Mr. Schlein identifies the Chinese market as the main reason for ventures in China. He does give the common spiel that the market is huge and Chinese customers are getting wealthier, but Mr. Schlein also finds that "in a lot of cases the Chinese companies are in a better position to after the [Chinese] market" than the U.S. based companies. He identifies some significant markets wars that are taking place (Baidu v. Google; Alibaba and DangDang v. Amazon), and he identifies some Chinese companies that are serving a marketplace that doesn't exist in the U.S. (Focus Media). Chinese simply know more about the Chinese marketplace and they are in a better position to exploit it.

The problem that Mr. Schlein identifies is that many of these homegrown companies are succeeding against their U.S. rivals not as innovators but as successful "me too companies." Presumably there is more money to be made on a venture when the company your funding has its own IP. Mr. Schlein attributes this not to a lack of bright students, but to Google and Microsoft's aggressiveness in recruiting the best students from the best universities in China and paying them a lot. He says that in the US the VC firms do the same thing and crawl through university's labs, but that they just haven't started doing that yet in China.

The four venture strategies that Mr. Schlein discusses are "Got No Soul," "Dragon Roll," "Peking Duck," and "The Franchise." The first three of these strategies use an approach that is unique to China & India, in which the venture firm does not exercise as much control over the company as venture firms simply would not do in the U.S.
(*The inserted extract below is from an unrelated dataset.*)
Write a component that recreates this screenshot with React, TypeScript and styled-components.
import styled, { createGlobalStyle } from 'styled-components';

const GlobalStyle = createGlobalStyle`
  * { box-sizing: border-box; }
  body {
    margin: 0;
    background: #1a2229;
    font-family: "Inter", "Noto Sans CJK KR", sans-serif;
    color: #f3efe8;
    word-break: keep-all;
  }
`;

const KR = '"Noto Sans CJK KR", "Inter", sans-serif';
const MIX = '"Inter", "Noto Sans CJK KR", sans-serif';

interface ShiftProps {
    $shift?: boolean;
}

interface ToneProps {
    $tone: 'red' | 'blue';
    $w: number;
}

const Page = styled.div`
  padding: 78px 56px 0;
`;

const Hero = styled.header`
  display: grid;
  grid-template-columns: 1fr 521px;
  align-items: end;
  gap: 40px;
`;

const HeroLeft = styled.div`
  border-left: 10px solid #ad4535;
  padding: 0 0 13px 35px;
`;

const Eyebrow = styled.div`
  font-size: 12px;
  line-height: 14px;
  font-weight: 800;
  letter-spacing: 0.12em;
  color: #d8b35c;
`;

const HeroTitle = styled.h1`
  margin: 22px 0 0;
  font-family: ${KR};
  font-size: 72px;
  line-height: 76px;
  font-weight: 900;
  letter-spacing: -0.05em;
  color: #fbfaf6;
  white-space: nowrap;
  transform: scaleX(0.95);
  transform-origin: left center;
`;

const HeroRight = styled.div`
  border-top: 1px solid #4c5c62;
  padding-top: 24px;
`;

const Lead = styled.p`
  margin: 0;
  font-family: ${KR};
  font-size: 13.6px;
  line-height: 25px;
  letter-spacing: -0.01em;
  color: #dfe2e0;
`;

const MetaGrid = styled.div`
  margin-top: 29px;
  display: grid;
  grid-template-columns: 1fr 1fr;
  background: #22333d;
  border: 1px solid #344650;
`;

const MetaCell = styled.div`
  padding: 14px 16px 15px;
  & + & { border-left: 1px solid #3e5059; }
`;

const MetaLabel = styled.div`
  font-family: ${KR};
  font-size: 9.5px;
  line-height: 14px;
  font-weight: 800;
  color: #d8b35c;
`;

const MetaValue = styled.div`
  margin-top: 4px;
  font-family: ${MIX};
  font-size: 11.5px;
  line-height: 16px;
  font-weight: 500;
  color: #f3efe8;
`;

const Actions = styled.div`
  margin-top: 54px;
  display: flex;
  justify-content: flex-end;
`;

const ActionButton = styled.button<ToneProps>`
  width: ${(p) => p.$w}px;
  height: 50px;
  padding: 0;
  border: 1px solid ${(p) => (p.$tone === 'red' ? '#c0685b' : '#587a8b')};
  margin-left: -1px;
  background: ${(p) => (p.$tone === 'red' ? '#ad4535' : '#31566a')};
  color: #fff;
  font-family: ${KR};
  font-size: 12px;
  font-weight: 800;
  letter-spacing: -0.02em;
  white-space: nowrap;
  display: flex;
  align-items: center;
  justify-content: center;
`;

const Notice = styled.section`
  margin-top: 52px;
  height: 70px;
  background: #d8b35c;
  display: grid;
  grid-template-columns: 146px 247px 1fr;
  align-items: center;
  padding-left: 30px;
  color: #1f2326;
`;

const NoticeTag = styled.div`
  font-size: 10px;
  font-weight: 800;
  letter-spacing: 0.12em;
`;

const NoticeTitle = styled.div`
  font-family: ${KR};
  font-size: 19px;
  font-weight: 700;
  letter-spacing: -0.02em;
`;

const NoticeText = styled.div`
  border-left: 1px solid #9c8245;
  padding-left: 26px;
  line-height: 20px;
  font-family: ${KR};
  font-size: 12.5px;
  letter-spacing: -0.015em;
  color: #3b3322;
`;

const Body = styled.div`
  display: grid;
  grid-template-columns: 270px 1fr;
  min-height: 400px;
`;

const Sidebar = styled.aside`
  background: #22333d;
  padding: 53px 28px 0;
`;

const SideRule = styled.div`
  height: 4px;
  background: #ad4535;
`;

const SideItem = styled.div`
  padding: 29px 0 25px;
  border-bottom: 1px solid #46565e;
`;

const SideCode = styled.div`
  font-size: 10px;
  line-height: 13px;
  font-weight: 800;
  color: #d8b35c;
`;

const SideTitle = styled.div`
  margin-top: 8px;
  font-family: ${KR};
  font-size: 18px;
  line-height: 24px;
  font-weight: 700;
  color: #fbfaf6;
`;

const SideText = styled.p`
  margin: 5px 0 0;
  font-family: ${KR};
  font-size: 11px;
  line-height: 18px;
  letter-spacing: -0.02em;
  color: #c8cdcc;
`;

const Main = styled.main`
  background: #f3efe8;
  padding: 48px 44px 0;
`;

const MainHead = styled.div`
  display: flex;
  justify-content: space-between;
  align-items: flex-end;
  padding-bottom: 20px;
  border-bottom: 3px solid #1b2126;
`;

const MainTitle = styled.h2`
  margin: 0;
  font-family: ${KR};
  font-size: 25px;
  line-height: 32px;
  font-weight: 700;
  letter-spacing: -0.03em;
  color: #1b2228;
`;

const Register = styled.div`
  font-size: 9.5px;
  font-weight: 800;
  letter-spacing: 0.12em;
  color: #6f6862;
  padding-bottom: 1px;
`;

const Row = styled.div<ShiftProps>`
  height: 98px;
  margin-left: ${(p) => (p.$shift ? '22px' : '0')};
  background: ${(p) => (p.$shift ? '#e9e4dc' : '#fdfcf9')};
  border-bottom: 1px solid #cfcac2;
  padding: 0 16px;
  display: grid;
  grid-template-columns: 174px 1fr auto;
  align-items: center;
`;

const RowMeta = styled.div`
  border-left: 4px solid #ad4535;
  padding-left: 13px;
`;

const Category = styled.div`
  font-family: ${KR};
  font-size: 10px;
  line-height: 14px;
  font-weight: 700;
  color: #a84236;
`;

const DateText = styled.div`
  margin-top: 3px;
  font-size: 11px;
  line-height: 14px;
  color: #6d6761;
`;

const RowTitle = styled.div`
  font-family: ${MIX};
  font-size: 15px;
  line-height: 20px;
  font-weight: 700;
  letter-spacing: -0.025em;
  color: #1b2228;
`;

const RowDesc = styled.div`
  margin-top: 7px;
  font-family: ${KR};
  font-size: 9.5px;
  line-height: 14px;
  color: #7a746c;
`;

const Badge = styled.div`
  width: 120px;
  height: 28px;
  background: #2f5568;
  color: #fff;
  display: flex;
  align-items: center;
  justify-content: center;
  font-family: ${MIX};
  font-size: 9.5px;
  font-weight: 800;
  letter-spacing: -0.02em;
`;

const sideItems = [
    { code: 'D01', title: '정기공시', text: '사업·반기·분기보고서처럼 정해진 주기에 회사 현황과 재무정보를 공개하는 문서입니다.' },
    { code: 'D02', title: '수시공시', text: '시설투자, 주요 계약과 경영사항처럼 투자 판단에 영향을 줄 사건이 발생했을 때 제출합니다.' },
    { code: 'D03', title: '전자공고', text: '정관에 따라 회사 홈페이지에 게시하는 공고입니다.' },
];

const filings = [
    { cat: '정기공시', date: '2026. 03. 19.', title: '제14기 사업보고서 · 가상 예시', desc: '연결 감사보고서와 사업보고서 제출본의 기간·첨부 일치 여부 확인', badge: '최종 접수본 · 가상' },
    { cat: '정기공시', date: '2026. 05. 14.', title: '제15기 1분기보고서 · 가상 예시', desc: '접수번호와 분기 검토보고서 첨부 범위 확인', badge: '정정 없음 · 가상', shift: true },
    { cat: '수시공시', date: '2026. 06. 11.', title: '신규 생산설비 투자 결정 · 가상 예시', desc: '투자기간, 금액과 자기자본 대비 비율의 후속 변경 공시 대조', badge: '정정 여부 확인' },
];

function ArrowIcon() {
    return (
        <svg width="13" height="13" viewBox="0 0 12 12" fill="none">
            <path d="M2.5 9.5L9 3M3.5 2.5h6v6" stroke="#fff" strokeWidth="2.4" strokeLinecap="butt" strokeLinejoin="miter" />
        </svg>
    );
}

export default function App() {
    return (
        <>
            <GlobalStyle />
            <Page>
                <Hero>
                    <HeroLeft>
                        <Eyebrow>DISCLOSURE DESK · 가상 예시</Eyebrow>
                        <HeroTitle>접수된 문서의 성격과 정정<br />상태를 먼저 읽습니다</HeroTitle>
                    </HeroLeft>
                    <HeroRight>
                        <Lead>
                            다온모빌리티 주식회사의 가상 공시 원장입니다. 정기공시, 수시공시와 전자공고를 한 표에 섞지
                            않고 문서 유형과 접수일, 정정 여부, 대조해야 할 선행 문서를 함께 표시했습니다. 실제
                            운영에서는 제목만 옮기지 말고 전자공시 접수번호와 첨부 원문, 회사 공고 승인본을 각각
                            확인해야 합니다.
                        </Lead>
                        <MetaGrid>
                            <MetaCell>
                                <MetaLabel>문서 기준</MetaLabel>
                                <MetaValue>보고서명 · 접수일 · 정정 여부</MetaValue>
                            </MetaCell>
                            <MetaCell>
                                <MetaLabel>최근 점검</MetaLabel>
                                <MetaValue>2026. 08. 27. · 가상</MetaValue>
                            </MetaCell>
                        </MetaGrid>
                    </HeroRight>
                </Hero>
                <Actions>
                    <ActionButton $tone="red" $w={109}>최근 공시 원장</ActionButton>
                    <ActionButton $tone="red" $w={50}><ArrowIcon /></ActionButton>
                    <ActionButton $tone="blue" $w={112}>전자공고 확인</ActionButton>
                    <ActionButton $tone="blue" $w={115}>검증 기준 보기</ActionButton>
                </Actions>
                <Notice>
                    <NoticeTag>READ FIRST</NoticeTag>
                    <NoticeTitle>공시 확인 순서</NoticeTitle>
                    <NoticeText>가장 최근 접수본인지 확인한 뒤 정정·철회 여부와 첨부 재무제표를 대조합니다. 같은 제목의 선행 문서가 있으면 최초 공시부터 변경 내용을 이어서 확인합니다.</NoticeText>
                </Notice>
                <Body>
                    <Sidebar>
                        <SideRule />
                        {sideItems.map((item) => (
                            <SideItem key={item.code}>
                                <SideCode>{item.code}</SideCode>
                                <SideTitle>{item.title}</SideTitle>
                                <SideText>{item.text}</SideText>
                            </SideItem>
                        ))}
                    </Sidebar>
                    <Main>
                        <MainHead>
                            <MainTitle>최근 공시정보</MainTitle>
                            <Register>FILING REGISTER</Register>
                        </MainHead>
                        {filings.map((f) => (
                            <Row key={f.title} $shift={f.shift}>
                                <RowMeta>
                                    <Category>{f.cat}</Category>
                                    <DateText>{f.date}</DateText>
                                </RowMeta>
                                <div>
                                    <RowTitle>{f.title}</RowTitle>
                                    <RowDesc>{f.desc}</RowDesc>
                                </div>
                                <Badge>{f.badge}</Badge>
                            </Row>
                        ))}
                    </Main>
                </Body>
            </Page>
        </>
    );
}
Usually when a venture capital firm invests in a company, partners in the venture firm take some of that companies' board positions. In Got No Soul, the U.S. board member sends emails back and forth, talks on the phone, and might go to China twice a year to check on the company. Mr. Schlein has experience investing in this way, and he says that the most important part is making sure that you have a Chinese CEO that you can trust.

In Dragon Roll:

"A U.S. venture firm would hire a bunch of inexperienced or less experienced Chinese nationals in the country but not really empower them. There would be this raw American in the middle, making the decisions without really having the on the ground experience to understand what it really means to make investment decisions."
I guess the money wasn't what it was supposed to be?

In Peking Duck, the venture firm invests in a Chinese based fund expecting to learn how to invest in China. Mr. Schlein says, "You might get to see what they invest in, but you really don't learn. You just get a feel for what that group of people is putting its money into."

The Franchise is the type of venture that Mr. Schlein's firm, KPCB, is operating in China. There's even a link to their China franchise on their webpage. Here is Mr. Schlein's description of The Franchise:
"You will find professional managers over there, professional venture capitalists, and buy into them. They will be part of your firm. You will open a fund and they will be part of your fund, and you will integrate together. Maybe you will raise a separate fund, or maybe they are just general partners that are there. But they are Chinese nationals; they are practiced venture capitalists, at least to the extent that it has been practiced over there. Or you vetted them and you believe they can be good practitioners of ventures. They are senior enough, they make the decisions over there, and you don't try to manage them from the United States. I think that's the only way that you're going to have an enduring way to practice venture capital over there."
This is similar to his observations on the China marketplace. Chinese venture capitalists are going to have a better grasp on what needs venture funding in China.

Mr. Metrick worries that The Franchise results in the creation of "too diffuse" of a venture organization which has spelled disaster in the past. Mr. Schlein counters that they're engaged in "brand extension," and unlike the diffusion that has taken place in other firms, the U.S. head office is very hands off with the Chinese office. He says you have to try and pick the best people you can find, "teach them something about an investing process and investing discipline," and hope they succeed.

Mr. Schlein notes that this is very different to their investment process in the rest of the developing world such as Croatia or Russia. KPCB keeps some of its developers and engineers in these countries, but they bring the core business and executive team to America where they can have close watch over the business.

I guess they see something in China?

2 comments:

Thomas Chow said...

This is a really good post, and this article is a nice find. I will be keeping a copy of it. It also fit in what I had said on my blog today, so I had to throw it on an update.

http://www.chinalawandbusiness.com/2008/02/26/chinese-economy-isnt-slowing-down/

Anonymous said...

Thanks for the link.

You might be interested in another item I bookmarked noting that KPCB's Joe Zhou left the firm recently.